Records:
········

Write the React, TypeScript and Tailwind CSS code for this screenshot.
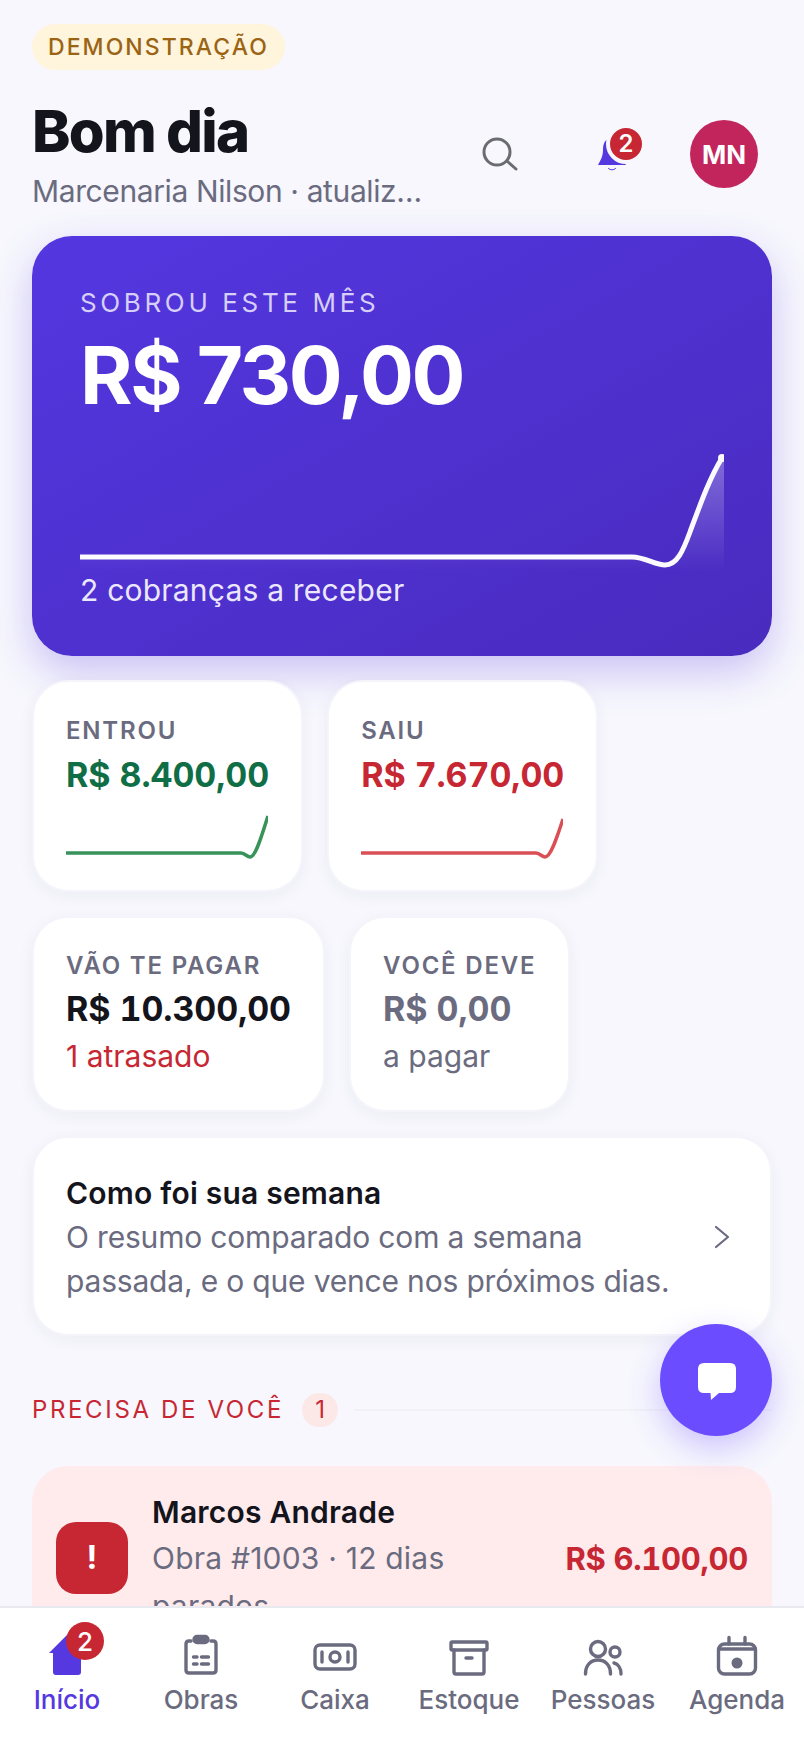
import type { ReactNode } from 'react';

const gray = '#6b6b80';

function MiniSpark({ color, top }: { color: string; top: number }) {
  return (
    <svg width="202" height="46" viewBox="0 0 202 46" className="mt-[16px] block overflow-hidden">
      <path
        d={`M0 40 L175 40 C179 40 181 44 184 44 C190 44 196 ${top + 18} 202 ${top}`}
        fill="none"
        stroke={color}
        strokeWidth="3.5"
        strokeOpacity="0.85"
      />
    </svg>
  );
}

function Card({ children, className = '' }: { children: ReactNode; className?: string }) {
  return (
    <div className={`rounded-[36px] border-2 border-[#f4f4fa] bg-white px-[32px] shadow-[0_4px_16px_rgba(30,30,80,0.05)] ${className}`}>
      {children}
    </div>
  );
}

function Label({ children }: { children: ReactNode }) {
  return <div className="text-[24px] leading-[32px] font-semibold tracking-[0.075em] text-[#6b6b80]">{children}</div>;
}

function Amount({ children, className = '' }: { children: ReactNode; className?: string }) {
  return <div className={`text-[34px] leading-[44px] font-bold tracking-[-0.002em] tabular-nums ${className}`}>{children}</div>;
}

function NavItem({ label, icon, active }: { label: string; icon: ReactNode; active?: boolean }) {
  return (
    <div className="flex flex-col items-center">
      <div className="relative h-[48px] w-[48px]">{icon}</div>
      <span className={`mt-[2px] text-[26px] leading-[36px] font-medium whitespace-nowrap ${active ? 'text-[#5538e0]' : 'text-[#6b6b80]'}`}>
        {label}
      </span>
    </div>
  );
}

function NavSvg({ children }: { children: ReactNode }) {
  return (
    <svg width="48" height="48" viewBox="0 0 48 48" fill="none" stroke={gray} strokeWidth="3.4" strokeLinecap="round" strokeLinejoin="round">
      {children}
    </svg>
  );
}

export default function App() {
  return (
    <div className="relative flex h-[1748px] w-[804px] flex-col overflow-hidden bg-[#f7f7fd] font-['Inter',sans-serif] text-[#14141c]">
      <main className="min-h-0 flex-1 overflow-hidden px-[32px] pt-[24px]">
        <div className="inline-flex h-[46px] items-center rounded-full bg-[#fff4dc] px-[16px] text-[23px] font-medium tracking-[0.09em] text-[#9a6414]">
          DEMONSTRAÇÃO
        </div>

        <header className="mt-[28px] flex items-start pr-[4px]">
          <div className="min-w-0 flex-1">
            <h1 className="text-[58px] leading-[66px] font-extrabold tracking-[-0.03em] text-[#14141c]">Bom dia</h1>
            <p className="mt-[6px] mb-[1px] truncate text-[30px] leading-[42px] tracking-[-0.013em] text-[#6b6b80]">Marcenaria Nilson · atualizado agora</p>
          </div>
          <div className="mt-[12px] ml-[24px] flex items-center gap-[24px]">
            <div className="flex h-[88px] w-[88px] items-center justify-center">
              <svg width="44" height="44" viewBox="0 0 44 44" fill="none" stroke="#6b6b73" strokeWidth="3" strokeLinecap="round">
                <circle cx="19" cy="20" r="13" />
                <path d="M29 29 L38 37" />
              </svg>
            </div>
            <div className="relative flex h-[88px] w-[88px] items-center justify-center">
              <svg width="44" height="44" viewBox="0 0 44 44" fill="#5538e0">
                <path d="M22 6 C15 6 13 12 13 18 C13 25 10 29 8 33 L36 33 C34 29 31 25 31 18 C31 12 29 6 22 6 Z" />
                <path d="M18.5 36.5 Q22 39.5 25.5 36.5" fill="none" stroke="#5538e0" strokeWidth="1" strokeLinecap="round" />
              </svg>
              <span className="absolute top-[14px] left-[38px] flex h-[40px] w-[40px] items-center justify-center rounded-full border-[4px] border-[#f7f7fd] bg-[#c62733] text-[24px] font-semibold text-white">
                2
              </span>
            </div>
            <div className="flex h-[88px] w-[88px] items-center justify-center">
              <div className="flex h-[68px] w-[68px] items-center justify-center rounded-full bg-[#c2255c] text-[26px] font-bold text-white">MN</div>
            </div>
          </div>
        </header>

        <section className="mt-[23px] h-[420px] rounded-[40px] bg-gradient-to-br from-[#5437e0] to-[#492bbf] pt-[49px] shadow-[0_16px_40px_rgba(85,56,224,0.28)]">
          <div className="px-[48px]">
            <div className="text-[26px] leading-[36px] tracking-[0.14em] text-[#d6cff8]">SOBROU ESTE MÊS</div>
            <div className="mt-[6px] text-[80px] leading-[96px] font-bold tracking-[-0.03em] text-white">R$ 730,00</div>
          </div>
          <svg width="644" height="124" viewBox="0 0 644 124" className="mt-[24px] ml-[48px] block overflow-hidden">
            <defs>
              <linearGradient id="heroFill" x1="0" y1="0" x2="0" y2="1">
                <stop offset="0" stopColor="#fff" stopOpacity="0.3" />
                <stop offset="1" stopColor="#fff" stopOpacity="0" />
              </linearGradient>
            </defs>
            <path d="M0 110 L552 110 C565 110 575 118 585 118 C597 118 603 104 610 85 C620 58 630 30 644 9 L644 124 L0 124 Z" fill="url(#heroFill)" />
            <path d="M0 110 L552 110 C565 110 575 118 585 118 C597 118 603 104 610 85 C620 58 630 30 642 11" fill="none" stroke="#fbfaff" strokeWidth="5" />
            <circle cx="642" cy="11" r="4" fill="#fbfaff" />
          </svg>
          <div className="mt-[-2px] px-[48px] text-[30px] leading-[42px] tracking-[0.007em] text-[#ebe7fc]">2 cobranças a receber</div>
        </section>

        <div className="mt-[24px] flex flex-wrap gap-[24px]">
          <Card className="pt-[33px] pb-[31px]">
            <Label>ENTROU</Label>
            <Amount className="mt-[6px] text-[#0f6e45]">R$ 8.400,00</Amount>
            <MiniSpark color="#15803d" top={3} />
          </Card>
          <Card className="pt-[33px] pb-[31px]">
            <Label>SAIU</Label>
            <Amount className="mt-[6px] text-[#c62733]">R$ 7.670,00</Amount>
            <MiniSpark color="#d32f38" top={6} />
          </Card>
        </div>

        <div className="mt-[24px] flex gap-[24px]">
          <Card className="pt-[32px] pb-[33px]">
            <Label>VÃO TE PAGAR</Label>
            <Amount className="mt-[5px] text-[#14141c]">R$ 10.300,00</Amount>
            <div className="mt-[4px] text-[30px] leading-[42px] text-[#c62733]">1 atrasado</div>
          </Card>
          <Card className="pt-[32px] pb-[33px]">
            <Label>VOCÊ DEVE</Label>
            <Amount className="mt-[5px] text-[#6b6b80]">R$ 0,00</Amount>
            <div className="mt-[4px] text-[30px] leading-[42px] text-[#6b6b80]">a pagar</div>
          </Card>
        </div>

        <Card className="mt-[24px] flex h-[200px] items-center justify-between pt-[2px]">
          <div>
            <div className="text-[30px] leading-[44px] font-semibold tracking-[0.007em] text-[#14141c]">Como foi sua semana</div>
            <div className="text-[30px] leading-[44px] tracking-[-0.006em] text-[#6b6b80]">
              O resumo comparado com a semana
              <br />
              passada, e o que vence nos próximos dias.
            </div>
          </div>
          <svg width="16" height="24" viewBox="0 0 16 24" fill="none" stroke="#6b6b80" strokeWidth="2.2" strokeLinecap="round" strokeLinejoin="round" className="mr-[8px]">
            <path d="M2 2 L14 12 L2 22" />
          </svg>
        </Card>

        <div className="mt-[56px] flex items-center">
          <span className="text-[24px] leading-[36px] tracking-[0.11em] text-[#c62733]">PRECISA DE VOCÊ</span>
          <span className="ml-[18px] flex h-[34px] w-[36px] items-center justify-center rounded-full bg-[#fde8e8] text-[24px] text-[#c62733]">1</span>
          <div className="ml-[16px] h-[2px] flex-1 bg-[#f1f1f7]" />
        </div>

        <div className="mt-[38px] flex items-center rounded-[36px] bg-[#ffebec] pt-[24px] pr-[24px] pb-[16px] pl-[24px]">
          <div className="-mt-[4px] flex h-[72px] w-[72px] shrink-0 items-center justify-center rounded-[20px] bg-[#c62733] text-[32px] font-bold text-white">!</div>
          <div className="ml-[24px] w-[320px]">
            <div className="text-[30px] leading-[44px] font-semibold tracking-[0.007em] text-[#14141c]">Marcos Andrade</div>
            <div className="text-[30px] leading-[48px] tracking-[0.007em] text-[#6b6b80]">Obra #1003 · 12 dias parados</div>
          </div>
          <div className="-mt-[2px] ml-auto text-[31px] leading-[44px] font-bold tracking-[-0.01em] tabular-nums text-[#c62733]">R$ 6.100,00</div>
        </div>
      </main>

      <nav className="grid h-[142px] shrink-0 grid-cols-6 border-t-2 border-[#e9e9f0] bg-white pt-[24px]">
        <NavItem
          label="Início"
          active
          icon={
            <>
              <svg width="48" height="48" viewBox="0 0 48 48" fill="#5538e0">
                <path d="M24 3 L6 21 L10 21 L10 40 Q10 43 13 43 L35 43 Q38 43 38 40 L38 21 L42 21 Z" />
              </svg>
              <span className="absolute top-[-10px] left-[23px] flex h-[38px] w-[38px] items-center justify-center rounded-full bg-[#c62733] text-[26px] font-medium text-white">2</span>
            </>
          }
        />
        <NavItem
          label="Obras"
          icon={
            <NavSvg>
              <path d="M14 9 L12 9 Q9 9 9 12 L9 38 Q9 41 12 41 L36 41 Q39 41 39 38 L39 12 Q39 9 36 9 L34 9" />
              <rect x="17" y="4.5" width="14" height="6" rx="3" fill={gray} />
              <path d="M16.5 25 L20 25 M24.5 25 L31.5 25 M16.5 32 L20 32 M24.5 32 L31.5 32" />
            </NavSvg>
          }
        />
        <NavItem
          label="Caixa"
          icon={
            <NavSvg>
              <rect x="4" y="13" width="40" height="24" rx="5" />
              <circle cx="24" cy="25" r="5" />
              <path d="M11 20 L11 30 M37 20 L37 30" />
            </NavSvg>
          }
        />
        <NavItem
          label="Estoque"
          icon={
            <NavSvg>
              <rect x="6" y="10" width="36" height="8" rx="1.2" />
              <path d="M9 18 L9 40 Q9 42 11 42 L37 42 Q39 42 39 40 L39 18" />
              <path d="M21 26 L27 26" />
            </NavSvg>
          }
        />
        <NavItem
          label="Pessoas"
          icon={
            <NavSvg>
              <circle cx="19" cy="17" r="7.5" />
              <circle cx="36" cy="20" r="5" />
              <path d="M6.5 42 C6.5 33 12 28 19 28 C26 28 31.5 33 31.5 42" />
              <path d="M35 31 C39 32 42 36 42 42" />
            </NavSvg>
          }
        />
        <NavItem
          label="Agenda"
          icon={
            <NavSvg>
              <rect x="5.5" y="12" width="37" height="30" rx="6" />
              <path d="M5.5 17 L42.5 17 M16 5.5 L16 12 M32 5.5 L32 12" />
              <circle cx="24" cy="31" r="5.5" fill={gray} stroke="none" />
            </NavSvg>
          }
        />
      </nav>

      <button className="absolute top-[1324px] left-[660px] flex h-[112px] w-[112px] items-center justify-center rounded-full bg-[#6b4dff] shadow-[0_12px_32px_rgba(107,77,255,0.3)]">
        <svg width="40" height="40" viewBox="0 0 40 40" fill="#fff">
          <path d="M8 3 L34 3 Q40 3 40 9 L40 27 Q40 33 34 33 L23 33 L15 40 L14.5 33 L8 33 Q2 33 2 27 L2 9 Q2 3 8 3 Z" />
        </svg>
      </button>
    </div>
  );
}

········

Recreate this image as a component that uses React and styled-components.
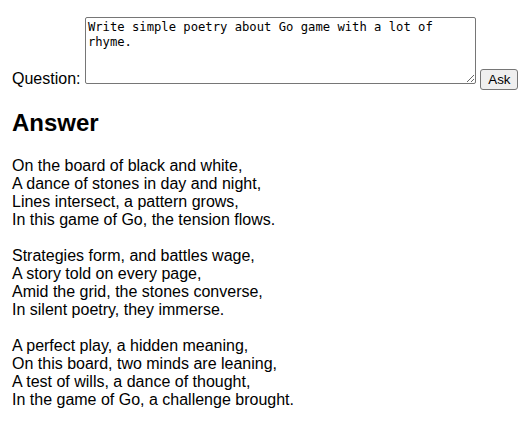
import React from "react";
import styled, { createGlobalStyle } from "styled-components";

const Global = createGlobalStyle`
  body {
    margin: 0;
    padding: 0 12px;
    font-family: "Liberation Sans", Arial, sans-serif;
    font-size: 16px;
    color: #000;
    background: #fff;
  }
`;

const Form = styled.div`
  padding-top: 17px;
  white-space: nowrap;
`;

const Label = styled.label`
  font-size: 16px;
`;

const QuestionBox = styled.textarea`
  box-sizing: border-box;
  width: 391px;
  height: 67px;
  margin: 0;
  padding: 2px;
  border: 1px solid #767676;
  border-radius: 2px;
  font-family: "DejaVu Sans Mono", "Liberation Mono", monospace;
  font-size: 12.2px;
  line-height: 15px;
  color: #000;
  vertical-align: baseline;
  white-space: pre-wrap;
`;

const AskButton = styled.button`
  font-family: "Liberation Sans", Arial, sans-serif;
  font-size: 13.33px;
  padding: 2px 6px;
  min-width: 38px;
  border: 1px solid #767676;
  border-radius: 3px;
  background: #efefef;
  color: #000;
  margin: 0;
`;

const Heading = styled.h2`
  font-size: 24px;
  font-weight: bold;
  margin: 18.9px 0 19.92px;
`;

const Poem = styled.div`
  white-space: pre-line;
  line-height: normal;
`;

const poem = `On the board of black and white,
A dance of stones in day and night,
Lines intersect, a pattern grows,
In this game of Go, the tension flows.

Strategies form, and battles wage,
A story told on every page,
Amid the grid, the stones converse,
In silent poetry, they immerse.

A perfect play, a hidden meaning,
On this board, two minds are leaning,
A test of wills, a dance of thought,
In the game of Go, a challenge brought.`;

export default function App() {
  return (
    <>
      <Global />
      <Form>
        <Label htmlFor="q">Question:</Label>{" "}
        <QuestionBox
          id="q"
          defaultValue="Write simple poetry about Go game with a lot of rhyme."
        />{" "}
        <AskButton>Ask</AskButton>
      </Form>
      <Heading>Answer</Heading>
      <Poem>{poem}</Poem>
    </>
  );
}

········

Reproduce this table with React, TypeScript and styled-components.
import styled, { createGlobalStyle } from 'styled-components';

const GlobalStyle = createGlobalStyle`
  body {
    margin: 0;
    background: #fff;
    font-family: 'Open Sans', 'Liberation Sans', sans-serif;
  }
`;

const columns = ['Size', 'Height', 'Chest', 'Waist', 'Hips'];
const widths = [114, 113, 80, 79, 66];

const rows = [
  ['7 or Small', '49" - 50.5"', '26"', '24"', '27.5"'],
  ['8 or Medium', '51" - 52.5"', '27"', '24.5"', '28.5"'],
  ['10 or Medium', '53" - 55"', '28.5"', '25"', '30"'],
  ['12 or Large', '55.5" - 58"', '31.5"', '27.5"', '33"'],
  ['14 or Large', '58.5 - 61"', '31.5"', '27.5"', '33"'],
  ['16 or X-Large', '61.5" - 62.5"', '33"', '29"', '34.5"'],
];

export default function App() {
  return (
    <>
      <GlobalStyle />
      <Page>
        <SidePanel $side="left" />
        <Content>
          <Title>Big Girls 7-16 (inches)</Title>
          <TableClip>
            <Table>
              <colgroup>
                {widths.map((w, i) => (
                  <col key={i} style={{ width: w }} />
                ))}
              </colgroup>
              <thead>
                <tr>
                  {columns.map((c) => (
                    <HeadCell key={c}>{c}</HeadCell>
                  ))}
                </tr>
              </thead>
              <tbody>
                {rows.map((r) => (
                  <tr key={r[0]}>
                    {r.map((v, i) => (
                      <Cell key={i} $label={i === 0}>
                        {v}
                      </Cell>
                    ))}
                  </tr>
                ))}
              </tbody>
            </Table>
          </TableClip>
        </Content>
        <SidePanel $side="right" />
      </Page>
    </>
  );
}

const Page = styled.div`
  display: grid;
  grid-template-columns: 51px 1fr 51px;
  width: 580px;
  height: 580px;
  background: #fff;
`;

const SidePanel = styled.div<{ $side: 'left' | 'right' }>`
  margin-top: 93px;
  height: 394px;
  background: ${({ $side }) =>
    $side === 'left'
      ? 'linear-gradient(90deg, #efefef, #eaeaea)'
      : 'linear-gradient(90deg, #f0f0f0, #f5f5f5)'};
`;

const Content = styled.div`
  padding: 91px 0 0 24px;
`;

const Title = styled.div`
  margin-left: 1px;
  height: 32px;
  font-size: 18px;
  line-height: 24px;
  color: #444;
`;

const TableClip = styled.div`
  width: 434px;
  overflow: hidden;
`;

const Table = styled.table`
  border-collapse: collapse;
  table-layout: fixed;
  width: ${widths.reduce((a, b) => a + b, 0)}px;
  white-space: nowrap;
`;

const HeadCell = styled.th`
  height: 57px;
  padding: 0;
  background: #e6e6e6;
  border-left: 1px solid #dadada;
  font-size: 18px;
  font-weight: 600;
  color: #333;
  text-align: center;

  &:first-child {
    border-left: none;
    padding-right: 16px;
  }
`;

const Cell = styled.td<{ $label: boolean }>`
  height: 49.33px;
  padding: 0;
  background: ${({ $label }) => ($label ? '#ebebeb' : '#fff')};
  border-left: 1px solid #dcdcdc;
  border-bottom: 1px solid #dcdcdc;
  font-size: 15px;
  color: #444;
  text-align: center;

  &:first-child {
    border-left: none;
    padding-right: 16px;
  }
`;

········

### Aim:
Extract the part of the records that opens with the line containing "Recreate this image" and closes with the line containing "In the game". Take only those lines, exactly, and no pictures.

### Exercise result:
Recreate this image as a component that uses React and styled-components.
import React from "react";
import styled, { createGlobalStyle } from "styled-components";

const Global = createGlobalStyle`
  body {
    margin: 0;
    padding: 0 12px;
    font-family: "Liberation Sans", Arial, sans-serif;
    font-size: 16px;
    color: #000;
    background: #fff;
  }
`;

const Form = styled.div`
  padding-top: 17px;
  white-space: nowrap;
`;

const Label = styled.label`
  font-size: 16px;
`;

const QuestionBox = styled.textarea`
  box-sizing: border-box;
  width: 391px;
  height: 67px;
  margin: 0;
  padding: 2px;
  border: 1px solid #767676;
  border-radius: 2px;
  font-family: "DejaVu Sans Mono", "Liberation Mono", monospace;
  font-size: 12.2px;
  line-height: 15px;
  color: #000;
  vertical-align: baseline;
  white-space: pre-wrap;
`;

const AskButton = styled.button`
  font-family: "Liberation Sans", Arial, sans-serif;
  font-size: 13.33px;
  padding: 2px 6px;
  min-width: 38px;
  border: 1px solid #767676;
  border-radius: 3px;
  background: #efefef;
  color: #000;
  margin: 0;
`;

const Heading = styled.h2`
  font-size: 24px;
  font-weight: bold;
  margin: 18.9px 0 19.92px;
`;

const Poem = styled.div`
  white-space: pre-line;
  line-height: normal;
`;

const poem = `On the board of black and white,
A dance of stones in day and night,
Lines intersect, a pattern grows,
In this game of Go, the tension flows.

Strategies form, and battles wage,
A story told on every page,
Amid the grid, the stones converse,
In silent poetry, they immerse.

A perfect play, a hidden meaning,
On this board, two minds are leaning,
A test of wills, a dance of thought,
In the game of Go, a challenge brought.`;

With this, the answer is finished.